Interior Designer · FRWD Furniture
Laila is a furniture and interiors specialist at FRWD Furniture's Bangsar Experience Centre, with expertise in contemporary design trends, material finishes, and creating spaces that balance aesthetics with everyday function.
Frequently Asked Questions
1.What furniture should I buy first when moving into a Malaysian condo?
What furniture should I buy first when moving into a Malaysian condo?
Buy bedroom essentials first — bed frame, mattress, pillows, one light source — so you can sleep comfortably from day one. Follow with the sofa for the living room in week one, then the dining table in week two once the layout is clearer.
2.How do I get a large sofa into a Malaysian condo lift?
How do I get a large sofa into a Malaysian condo lift?
Measure your lift interior (typically 100–120cm wide, 150–180cm deep) and your corridor width before ordering. A standard 3-seater sofa (190–220cm) must tilt diagonally to fit. For tight access, consider a modular sofa that arrives in individual modules, or a compressed sofa that arrives rolled and expands on-site.

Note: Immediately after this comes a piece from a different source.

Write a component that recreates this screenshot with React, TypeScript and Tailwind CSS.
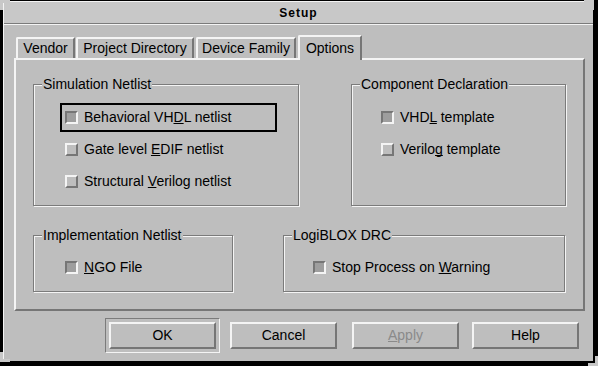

3.What size sofa is best for a Malaysian condo living room?
What size sofa is best for a Malaysian condo living room?
For most standard Malaysian condo living rooms of 12×15 feet, a 3-seater sofa of 190–220cm wide is the right scale. L-shape sofas work well in larger condos with living rooms of 15 feet wide or more. See our L-Shape vs 3-Seater guide for room size requirements.
4.How can I make a small condo dining area work?
How can I make a small condo dining area work?
A rectangular table of 120–140cm works for most couples and small families in a condo. Position the table so chairs have 60cm clearance to pull out on all sides, and leave 90cm walkway between the table and any wall or furniture. A pendant light centred above the table defines the zone visually.
5.Is a storage bed worth it in a condo?
Is a storage bed worth it in a condo?
Yes, in most cases. A hydraulic storage bed provides wardrobe-equivalent storage directly beneath the sleeping surface, freeing wall space for other uses. For a condo bedroom where wall space is limited, a storage bed is often the highest-value single furniture purchase.